Bowen: Southern Preacher ‘wet his pants’ nightly

Published 7:40 pm Thursday, February 2, 2017



Growing up in the South, we’ve encountered a number of fellas in our time who are just a little bigger than life. But there’s one who, in my mind, stands taller than any. Many of you who knew him will agree.
This particular legendary Southern man brushed my path almost every day for the first seventeen years of my life. To come to think about it, he still brushes my path every day, even now, although he’s been gone now for many years. That’s how big of a lamplighter he was.
Our gentleman was a pioneer, old-timey, backwoods, tell-it-like-it-is, Bible-quoting church of Christ preacher. Obviously, he was not your run-of-the-mill, ordinary preacher, not by a long shot. When you’d look at him standing up in that pulpit, he looked seven feet tall, especially if you hadn’t hit double digits in years yet. And even if you were quite a bit more than that, you still had to admit he preached that tall, if nothing else.
He didn’t know much about today’s modern psychology and philosophy. He just preached an old-fashioned gospel that would do one of two things: It’d save you or it’d convict you, one. There wasn’t any middle ground.

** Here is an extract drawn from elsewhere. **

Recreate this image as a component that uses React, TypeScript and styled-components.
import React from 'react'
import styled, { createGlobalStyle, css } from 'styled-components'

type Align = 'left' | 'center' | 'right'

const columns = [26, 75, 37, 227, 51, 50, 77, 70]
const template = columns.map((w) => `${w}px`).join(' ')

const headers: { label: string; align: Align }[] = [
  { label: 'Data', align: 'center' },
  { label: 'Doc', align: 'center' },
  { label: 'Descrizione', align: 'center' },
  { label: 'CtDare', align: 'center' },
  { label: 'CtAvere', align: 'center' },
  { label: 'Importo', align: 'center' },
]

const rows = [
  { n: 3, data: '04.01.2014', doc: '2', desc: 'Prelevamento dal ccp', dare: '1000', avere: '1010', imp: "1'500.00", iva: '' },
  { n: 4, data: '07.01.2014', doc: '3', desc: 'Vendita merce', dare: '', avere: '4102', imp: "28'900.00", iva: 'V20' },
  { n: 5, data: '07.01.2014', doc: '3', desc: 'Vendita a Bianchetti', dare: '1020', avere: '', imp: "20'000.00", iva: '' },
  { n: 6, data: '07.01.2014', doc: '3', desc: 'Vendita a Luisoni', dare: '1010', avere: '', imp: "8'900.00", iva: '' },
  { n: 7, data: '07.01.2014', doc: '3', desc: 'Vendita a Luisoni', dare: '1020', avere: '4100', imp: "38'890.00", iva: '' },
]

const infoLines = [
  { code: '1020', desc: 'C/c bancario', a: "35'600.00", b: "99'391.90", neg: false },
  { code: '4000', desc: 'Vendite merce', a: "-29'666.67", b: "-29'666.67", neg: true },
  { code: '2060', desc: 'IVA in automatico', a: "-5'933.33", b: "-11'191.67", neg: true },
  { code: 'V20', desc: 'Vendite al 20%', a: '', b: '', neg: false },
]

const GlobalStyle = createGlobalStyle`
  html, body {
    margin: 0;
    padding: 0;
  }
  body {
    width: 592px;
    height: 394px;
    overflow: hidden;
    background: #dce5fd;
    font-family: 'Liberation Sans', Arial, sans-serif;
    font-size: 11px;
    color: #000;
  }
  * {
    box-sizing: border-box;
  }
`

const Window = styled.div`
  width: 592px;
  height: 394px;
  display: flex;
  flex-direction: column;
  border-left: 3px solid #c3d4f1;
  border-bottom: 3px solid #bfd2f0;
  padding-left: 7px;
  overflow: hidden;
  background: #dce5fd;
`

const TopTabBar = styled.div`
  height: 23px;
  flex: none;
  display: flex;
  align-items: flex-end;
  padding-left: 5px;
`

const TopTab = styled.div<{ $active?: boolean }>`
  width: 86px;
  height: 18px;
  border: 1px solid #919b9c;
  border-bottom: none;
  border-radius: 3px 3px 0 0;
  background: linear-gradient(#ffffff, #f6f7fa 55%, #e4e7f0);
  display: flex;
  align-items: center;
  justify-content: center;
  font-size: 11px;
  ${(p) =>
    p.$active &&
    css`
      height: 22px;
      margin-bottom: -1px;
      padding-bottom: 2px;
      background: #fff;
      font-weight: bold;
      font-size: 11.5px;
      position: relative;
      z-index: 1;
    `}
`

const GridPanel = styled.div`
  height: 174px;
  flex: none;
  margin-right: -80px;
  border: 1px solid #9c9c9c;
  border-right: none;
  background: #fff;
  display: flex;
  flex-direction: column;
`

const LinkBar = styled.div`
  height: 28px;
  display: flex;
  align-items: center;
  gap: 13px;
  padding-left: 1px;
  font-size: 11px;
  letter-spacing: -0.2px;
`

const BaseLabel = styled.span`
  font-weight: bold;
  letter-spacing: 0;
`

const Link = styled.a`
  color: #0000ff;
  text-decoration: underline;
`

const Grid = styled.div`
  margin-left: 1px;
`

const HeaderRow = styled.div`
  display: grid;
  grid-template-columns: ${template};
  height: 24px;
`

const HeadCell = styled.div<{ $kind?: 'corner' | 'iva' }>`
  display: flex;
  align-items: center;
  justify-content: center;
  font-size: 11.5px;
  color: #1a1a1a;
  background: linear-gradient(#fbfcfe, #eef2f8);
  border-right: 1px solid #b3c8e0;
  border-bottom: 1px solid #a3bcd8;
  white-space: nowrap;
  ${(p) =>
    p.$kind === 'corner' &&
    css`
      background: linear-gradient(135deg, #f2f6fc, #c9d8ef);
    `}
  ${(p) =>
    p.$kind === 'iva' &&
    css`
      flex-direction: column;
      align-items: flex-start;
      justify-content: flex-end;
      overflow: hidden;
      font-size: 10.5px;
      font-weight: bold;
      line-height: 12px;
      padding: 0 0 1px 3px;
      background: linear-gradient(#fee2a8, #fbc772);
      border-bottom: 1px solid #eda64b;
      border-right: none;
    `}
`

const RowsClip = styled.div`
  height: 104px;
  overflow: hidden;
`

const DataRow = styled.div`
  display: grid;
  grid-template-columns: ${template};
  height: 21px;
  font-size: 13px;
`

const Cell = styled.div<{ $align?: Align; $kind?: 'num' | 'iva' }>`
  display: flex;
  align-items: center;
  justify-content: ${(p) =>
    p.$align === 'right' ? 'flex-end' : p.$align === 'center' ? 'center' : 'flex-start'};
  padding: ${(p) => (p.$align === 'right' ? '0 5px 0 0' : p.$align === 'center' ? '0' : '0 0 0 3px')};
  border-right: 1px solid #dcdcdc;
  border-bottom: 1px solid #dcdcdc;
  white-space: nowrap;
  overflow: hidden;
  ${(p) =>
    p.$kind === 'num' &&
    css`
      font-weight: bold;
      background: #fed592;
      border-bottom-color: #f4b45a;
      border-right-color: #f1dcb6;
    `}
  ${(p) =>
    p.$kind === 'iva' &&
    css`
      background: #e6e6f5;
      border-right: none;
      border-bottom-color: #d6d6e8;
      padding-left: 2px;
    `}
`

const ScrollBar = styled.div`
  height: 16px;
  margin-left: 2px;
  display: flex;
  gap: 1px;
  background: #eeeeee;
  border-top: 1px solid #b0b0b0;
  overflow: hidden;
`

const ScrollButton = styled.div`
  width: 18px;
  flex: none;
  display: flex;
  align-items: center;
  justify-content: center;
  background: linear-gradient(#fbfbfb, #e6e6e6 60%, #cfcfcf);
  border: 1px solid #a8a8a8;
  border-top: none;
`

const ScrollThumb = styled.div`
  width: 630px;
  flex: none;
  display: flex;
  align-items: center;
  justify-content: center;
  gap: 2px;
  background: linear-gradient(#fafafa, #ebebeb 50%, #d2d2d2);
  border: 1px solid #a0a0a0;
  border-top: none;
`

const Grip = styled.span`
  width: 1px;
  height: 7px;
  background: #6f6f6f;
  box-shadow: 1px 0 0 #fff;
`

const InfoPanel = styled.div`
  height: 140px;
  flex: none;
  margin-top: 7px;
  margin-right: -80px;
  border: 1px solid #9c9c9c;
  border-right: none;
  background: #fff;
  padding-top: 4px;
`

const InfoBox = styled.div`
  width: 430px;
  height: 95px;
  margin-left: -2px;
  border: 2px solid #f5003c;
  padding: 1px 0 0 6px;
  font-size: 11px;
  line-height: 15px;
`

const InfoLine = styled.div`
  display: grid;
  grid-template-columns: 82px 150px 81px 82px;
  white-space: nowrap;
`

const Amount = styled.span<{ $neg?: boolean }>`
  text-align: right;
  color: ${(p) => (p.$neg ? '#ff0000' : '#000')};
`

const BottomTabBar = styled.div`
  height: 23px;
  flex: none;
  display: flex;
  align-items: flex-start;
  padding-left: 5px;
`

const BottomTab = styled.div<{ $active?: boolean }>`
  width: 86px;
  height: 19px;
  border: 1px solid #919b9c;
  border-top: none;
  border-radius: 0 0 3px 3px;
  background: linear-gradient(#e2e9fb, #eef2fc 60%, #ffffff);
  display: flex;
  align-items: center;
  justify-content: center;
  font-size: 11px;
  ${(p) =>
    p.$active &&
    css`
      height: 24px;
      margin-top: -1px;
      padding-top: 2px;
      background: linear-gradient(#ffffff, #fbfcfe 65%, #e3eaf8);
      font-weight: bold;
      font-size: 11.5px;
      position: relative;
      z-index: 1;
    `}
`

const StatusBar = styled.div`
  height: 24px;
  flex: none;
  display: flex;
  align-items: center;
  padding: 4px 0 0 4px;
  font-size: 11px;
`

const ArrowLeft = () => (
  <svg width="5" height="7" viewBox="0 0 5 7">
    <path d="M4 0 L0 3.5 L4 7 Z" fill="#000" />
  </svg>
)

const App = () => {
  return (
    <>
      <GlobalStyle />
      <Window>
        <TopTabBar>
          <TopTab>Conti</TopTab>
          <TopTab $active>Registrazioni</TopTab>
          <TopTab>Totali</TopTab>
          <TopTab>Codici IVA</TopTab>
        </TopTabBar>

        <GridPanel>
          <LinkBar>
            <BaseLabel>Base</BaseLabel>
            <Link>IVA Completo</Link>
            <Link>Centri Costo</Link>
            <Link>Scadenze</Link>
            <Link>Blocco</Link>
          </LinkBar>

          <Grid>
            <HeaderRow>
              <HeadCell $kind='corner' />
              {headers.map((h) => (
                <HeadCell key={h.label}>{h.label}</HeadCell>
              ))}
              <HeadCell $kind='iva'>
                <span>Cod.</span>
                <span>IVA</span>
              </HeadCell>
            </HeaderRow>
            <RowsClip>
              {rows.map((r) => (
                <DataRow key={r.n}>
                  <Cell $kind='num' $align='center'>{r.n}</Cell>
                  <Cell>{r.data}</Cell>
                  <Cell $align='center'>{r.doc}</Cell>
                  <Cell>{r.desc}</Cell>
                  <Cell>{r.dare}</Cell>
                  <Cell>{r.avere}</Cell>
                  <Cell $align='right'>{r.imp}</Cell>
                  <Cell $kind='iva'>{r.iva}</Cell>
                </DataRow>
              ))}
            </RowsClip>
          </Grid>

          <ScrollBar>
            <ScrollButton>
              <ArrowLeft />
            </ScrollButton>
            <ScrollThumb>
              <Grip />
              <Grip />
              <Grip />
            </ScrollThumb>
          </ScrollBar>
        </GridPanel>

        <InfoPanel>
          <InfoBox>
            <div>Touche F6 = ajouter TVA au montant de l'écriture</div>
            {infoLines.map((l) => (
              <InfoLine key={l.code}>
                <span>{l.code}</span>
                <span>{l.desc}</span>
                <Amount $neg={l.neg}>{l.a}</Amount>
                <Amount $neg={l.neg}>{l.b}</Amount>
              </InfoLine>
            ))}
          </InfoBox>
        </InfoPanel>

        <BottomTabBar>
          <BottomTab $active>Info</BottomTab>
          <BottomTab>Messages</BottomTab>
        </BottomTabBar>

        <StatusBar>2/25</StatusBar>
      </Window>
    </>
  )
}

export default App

After he raised the roof and shook the rafters for an hour, you wouldn’t be walking out of there riding the fence. He’d have you on the right hand or on the left hand – preferably on the right, but you’d have the right to choose the other if you wanted.
During his preaching days that covered over half a century – all of it stationed right here in our Georgia hometown, although he spent an amazing amount of time traveling the country preaching—more than a thousand folks, I guess, would come in on the left hand; and before the singing and praying and preaching was over, they’d go out on the right hand. He preached during a “golden era” of the gospel, back when people would flock out to hear the gospel preached; and they knew their Bibles, too, inside and out.

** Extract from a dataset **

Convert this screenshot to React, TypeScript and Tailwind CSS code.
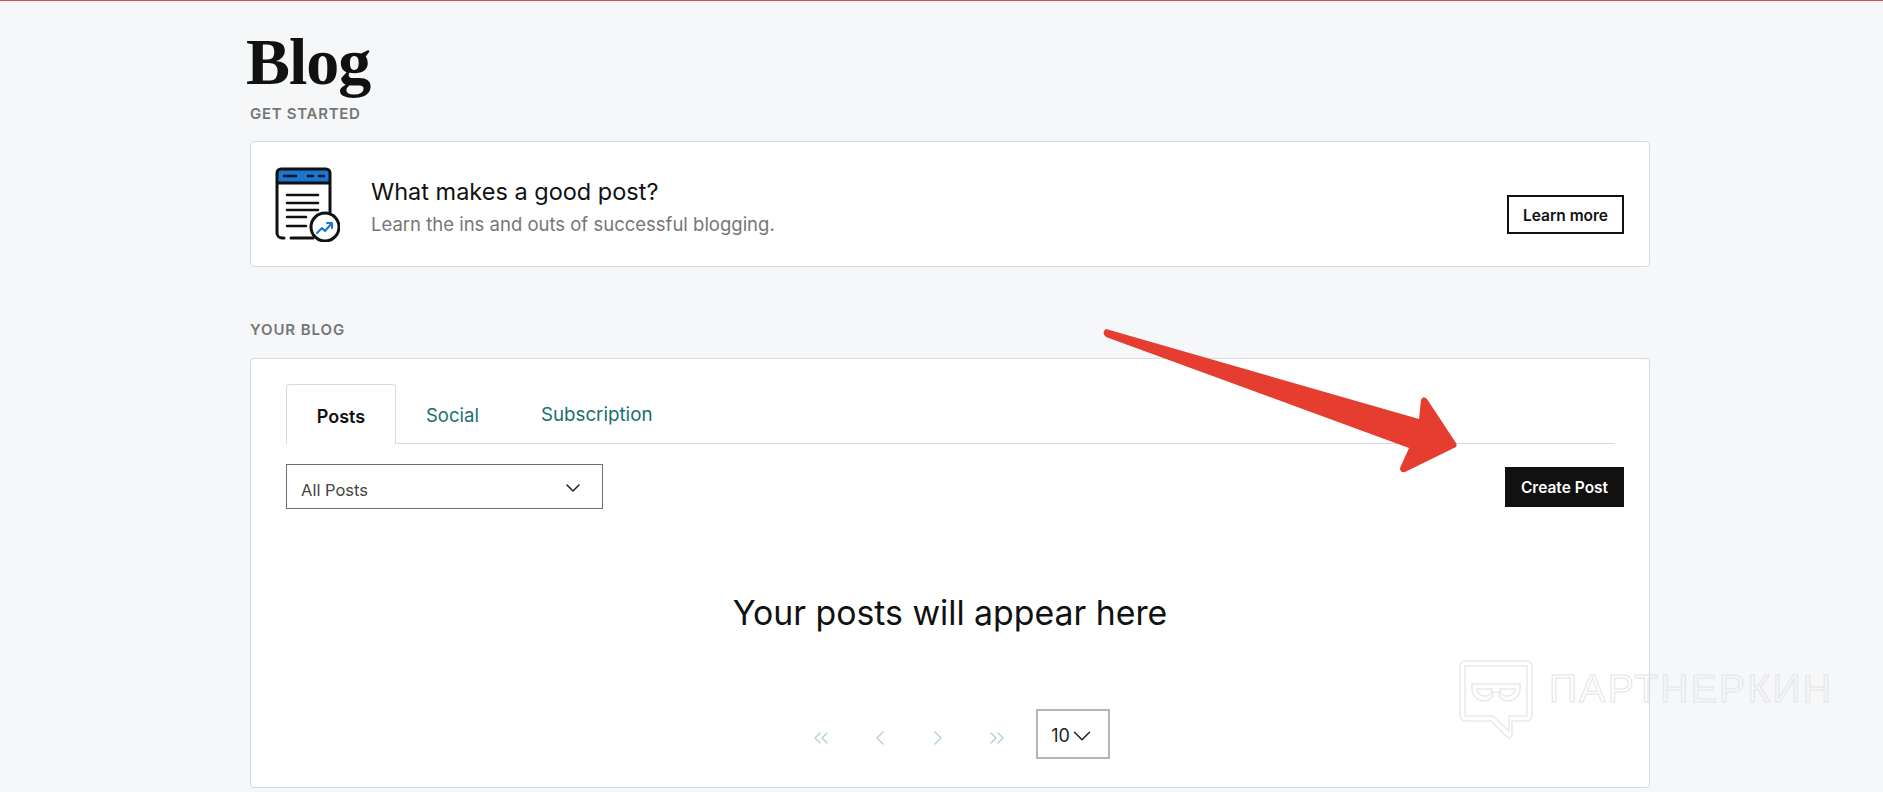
import { ChevronDown, ChevronLeft, ChevronRight, ChevronsLeft, ChevronsRight } from 'lucide-react';

function PostIcon() {
  return (
    <svg width="65" height="75" viewBox="0 0 65 75" fill="none" className="shrink-0">
      <path d="M2 17V6a4 4 0 0 1 4-4h45a4 4 0 0 1 4 4v11z" fill="#1976d2" />
      <g stroke="#111" strokeWidth="3" strokeLinecap="round">
        <path d="M2 17V6a4 4 0 0 1 4-4h45a4 4 0 0 1 4 4v39M2 16h53M2 17v49a5 5 0 0 0 5 5h2M16 71h22" />
        <path d="M9 9h12M33 9h5M44 9h5" strokeWidth="2.5" />
        <path d="M12 28h31M12 36h31M12 43h31M12 50h19M12 59h19" strokeWidth="2.5" />
        <circle cx="50" cy="60" r="14" fill="#fff" />
      </g>
      <path d="M42 66l5-5 3 3 7-8M52 56h5v5" stroke="#1976d2" strokeWidth="2" strokeLinecap="round" strokeLinejoin="round" />
    </svg>
  );
}

function Watermark() {
  return (
    <div className="absolute left-[1459px] top-[659px] flex items-center gap-[16px] pointer-events-none">
      <svg width="74" height="80" viewBox="0 0 74 80" fill="none" stroke="#e8e9eb" strokeWidth="1.5">
        <path d="M6 1h62a5 5 0 0 1 5 5v50a5 5 0 0 1-5 5H53v14a3 3 0 0 1-5 2L32 61H6a5 5 0 0 1-5-5V6a5 5 0 0 1 5-5z" />
        <path d="M6 6h62v50H50v15L34 56H6z" />
        <path d="M13 24h48v5a12 12 0 0 1-12 12h-1a8 8 0 0 1-8-9h-6a8 8 0 0 1-8 9h-1a12 12 0 0 1-12-12z" />
        <path d="M18 29a7 7 0 0 0 7 7h3a7 7 0 0 0 5-7zM41 29a7 7 0 0 0 5 7h3a7 7 0 0 0 7-7z" />
      </svg>
      <span className="font-['Liberation_Sans',sans-serif] text-[39px] leading-none text-transparent tracking-[2.3px] [-webkit-text-stroke:1px_#e4e5e8] -mt-[24px]">
        ПАРТНЕРКИН
      </span>
    </div>
  );
}

function Arrow() {
  return (
    <svg
      className="absolute left-0 top-0 pointer-events-none"
      width="1883"
      height="792"
      fill="none"
    >
      <path
        d="M1106 328L1419 418L1421 399Q1423 394 1427 398L1456 442Q1458 446 1454 447L1405 471Q1400 472 1400 467L1409 447L1106 336Q1101 331 1106 328Z"
        fill="#e53e30"
      />
    </svg>
  );
}

export default function App() {
  return (
    <div className="relative h-[792px] overflow-hidden bg-[#f5f7f8] border-t border-[#c9545c] font-['Inter',sans-serif] text-[#111]">
      <div className="ml-[250px] w-[1400px] pt-[25px]">
        <h1 className="-ml-[4px] font-['Liberation_Serif',serif] font-bold text-[66px] leading-[72px] tracking-[-1px] text-[#111]">
          Blog
        </h1>
        <p className="mt-[7px] text-[15px] leading-[18px] font-semibold tracking-[0.7px] text-[#767676]">GET STARTED</p>

        <div className="mt-[18px] h-[126px] bg-white border border-[#d4dbe0] rounded flex items-center pl-[24px] pr-[25px]">
          <PostIcon />
          <div className="ml-[31px] flex-1 pt-[5px]">
            <p className="text-[23.5px] leading-[30px]">What makes a good post?</p>
            <p className="mt-[5px] text-[18.5px] leading-[24px] text-[#767676]">Learn the ins and outs of successful blogging.</p>
          </div>
          <button className="mt-[20px] w-[117px] h-[39px] pt-[3px] border-2 border-[#111] text-[15.5px] font-semibold">Learn more</button>
        </div>

        <p className="mt-[54px] text-[15px] leading-[18px] font-semibold tracking-[0.9px] text-[#767676]">YOUR BLOG</p>

        <div className="mt-[19px] h-[430px] bg-white border border-[#d4dbe0] rounded px-[35px] pt-[25px]">
          <div className="flex h-[60px] border-b border-[#d4dbe0]">
            <div className="w-[110px] h-[60px] pt-[4px] bg-white border border-b-0 border-[#d4dbe0] rounded-t flex items-center justify-center text-[18px] font-semibold">
              Posts
            </div>
            <div className="pt-[4px] px-[30px] flex items-center text-[18.5px] text-[#1b6e74]">Social</div>
            <div className="pt-[4px] px-[32px] flex items-center text-[18.75px] text-[#1b6e74]">Subscription</div>
          </div>

          <div className="mt-[20px] flex items-start justify-between -mr-[10px]">
            <div className="w-[317px] h-[45px] border border-[#6f6f6f] flex items-center justify-between pl-[14px] pr-[17px] pt-[2px] text-[16.5px] text-[#444]">
              <span className="mt-[5px]">All Posts</span>
              <ChevronDown className="w-[24px] h-[24px] text-[#222]" strokeWidth={1.5} />
            </div>
            <button className="mt-[3px] w-[119px] h-[40px] pt-[2px] bg-[#111] text-white text-[15.5px] font-semibold">Create Post</button>
          </div>

          <h2 className="mt-[84px] text-center text-[33.8px] leading-[40px] text-[#111]">Your posts will appear here</h2>

          <div className="mt-[76px] flex items-center justify-center pl-[18px]">
            <ChevronsLeft className="mt-[7px] w-[24px] h-[24px] text-[#a9cfd0]" strokeWidth={1.25} />
            <ChevronLeft className="mt-[7px] ml-[35px] w-[24px] h-[24px] text-[#a9cfd0]" strokeWidth={1.25} />
            <ChevronRight className="mt-[7px] ml-[34px] w-[24px] h-[24px] text-[#a9cfd0]" strokeWidth={1.25} />
            <ChevronsRight className="mt-[7px] ml-[35px] w-[24px] h-[24px] text-[#a9cfd0]" strokeWidth={1.25} />
            <div className="ml-[27px] w-[74px] h-[50px] pt-[3px] border-2 border-[#b5b5b5] flex items-center justify-center text-[18px] text-[#222]">
              10
              <ChevronDown className="-mx-[3px] w-[30px] h-[30px]" strokeWidth={1.25} />
            </div>
          </div>
        </div>
      </div>
      <Arrow />
      <Watermark />
    </div>
  );
}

Generally speaking, I think people were more concerned with hearing truth than having their ears tickled, so at the offering of the invitation, the stirring in the crowd would be more than just a few people getting up to go to the bathroom. Some would come up to baptized, there that very night. You didn’t dare put something that important off until you had a group together.
The preacher would take them out to an old creek or a running river or a cow tank and baptize them while the crowd coming to rejoice would sing “O Happy Day” with enough vigor that it wouldn’t have surprised me if the animals in the woods would gather around to see what was going on.
More than once he had to break the ice on the river before immersing a convert, but, because I think he had ice water in his veins when it came time to preach or baptize, I don’t think he knew the water was cold.
Sometimes at the end of a sermon during a gospel meeting, he’d notify the congregation in his loud, raspy voice that always caught their attention: “Awright, brother, sisters, and friends, tomorrow night I plan on wettin’ my pants!”
And, sure enough, Preacher Miller would usually have them wringing wet by the next night, and two or three other people’s too — down at the river!

Steve Bowen, a former Granger, lives and works in Red Oak, Texas.